- Dataset section
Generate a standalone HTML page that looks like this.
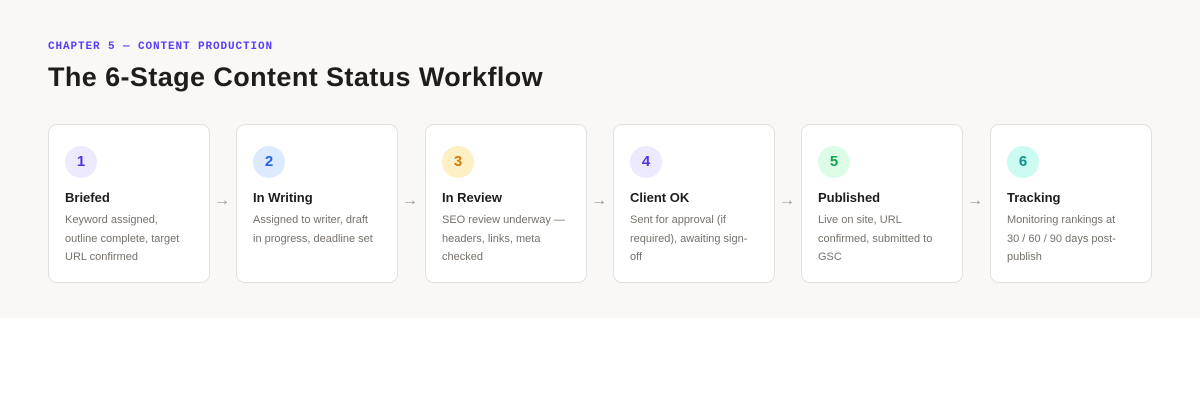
<!DOCTYPE html>
<html><head><meta charset="utf-8"><style>
*{margin:0;padding:0;box-sizing:border-box}
body{width:1200px;height:400px;background:#fff;font-family:"Liberation Sans",sans-serif;overflow:hidden}
.band{position:absolute;left:0;top:0;width:1200px;height:318px;background:#f9f8f6}
.kicker{position:absolute;left:48px;top:41px;font-family:"Liberation Mono",monospace;font-size:11px;letter-spacing:0.9px;color:#5b3df5;font-weight:bold}
h1{position:absolute;left:48px;top:62px;font-size:27px;font-weight:bold;color:#1f1d1b;letter-spacing:0.4px}
.card{position:absolute;top:124px;width:162px;height:159px;background:#fff;border:1px solid #e3e1dd;border-radius:9px}
.c{position:absolute;left:16px;top:21px;width:32px;height:32px;border-radius:50%;font-weight:bold;font-size:15px;text-align:center;line-height:32px}
.t{position:absolute;left:16px;top:65px;font-size:13px;font-weight:bold;color:#1f1d1b}
.d{position:absolute;left:16px;top:86px;width:123px;font-size:11px;line-height:18.5px;color:#76716b}
.arr{position:absolute;top:192px;font-size:16px;color:#9a9690}
</style></head><body>
<div class="band"></div>
<div class="kicker">CHAPTER 5 — CONTENT PRODUCTION</div>
<h1>The 6-Stage Content Status Workflow</h1>

<div class="card" style="left:48px"><div class="c" style="background:#ede9fe;color:#4f35e0">1</div><div class="t">Briefed</div><div class="d">Keyword assigned, outline complete, target URL confirmed</div></div>
<div class="arr" style="left:214px">→</div>
<div class="card" style="left:236px"><div class="c" style="background:#dbeafe;color:#2563eb">2</div><div class="t">In Writing</div><div class="d">Assigned to writer, draft in progress, deadline set</div></div>
<div class="arr" style="left:402px">→</div>
<div class="card" style="left:425px"><div class="c" style="background:#fdf0c4;color:#d97706">3</div><div class="t">In Review</div><div class="d">SEO review underway — headers, links, meta checked</div></div>
<div class="arr" style="left:591px">→</div>
<div class="card" style="left:613px"><div class="c" style="background:#ede9fe;color:#4f35e0">4</div><div class="t">Client OK</div><div class="d">Sent for approval (if required), awaiting sign-off</div></div>
<div class="arr" style="left:779px">→</div>
<div class="card" style="left:801px"><div class="c" style="background:#dcfce7;color:#16a34a">5</div><div class="t">Published</div><div class="d">Live on site, URL confirmed, submitted to GSC</div></div>
<div class="arr" style="left:967px">→</div>
<div class="card" style="left:990px"><div class="c" style="background:#ccfbf1;color:#0d9488">6</div><div class="t">Tracking</div><div class="d">Monitoring rankings at 30 / 60 / 90 days post-publish</div></div>
</body></html>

- Exercise brief
Repeat the material above in full and exactly, omitting the pictures.

- Full answer
Generate a standalone HTML page that looks like this.
<!DOCTYPE html>
<html><head><meta charset="utf-8"><style>
*{margin:0;padding:0;box-sizing:border-box}
body{width:1200px;height:400px;background:#fff;font-family:"Liberation Sans",sans-serif;overflow:hidden}
.band{position:absolute;left:0;top:0;width:1200px;height:318px;background:#f9f8f6}
.kicker{position:absolute;left:48px;top:41px;font-family:"Liberation Mono",monospace;font-size:11px;letter-spacing:0.9px;color:#5b3df5;font-weight:bold}
h1{position:absolute;left:48px;top:62px;font-size:27px;font-weight:bold;color:#1f1d1b;letter-spacing:0.4px}
.card{position:absolute;top:124px;width:162px;height:159px;background:#fff;border:1px solid #e3e1dd;border-radius:9px}
.c{position:absolute;left:16px;top:21px;width:32px;height:32px;border-radius:50%;font-weight:bold;font-size:15px;text-align:center;line-height:32px}
.t{position:absolute;left:16px;top:65px;font-size:13px;font-weight:bold;color:#1f1d1b}
.d{position:absolute;left:16px;top:86px;width:123px;font-size:11px;line-height:18.5px;color:#76716b}
.arr{position:absolute;top:192px;font-size:16px;color:#9a9690}
</style></head><body>
<div class="band"></div>
<div class="kicker">CHAPTER 5 — CONTENT PRODUCTION</div>
<h1>The 6-Stage Content Status Workflow</h1>

<div class="card" style="left:48px"><div class="c" style="background:#ede9fe;color:#4f35e0">1</div><div class="t">Briefed</div><div class="d">Keyword assigned, outline complete, target URL confirmed</div></div>
<div class="arr" style="left:214px">→</div>
<div class="card" style="left:236px"><div class="c" style="background:#dbeafe;color:#2563eb">2</div><div class="t">In Writing</div><div class="d">Assigned to writer, draft in progress, deadline set</div></div>
<div class="arr" style="left:402px">→</div>
<div class="card" style="left:425px"><div class="c" style="background:#fdf0c4;color:#d97706">3</div><div class="t">In Review</div><div class="d">SEO review underway — headers, links, meta checked</div></div>
<div class="arr" style="left:591px">→</div>
<div class="card" style="left:613px"><div class="c" style="background:#ede9fe;color:#4f35e0">4</div><div class="t">Client OK</div><div class="d">Sent for approval (if required), awaiting sign-off</div></div>
<div class="arr" style="left:779px">→</div>
<div class="card" style="left:801px"><div class="c" style="background:#dcfce7;color:#16a34a">5</div><div class="t">Published</div><div class="d">Live on site, URL confirmed, submitted to GSC</div></div>
<div class="arr" style="left:967px">→</div>
<div class="card" style="left:990px"><div class="c" style="background:#ccfbf1;color:#0d9488">6</div><div class="t">Tracking</div><div class="d">Monitoring rankings at 30 / 60 / 90 days post-publish</div></div>
</body></html>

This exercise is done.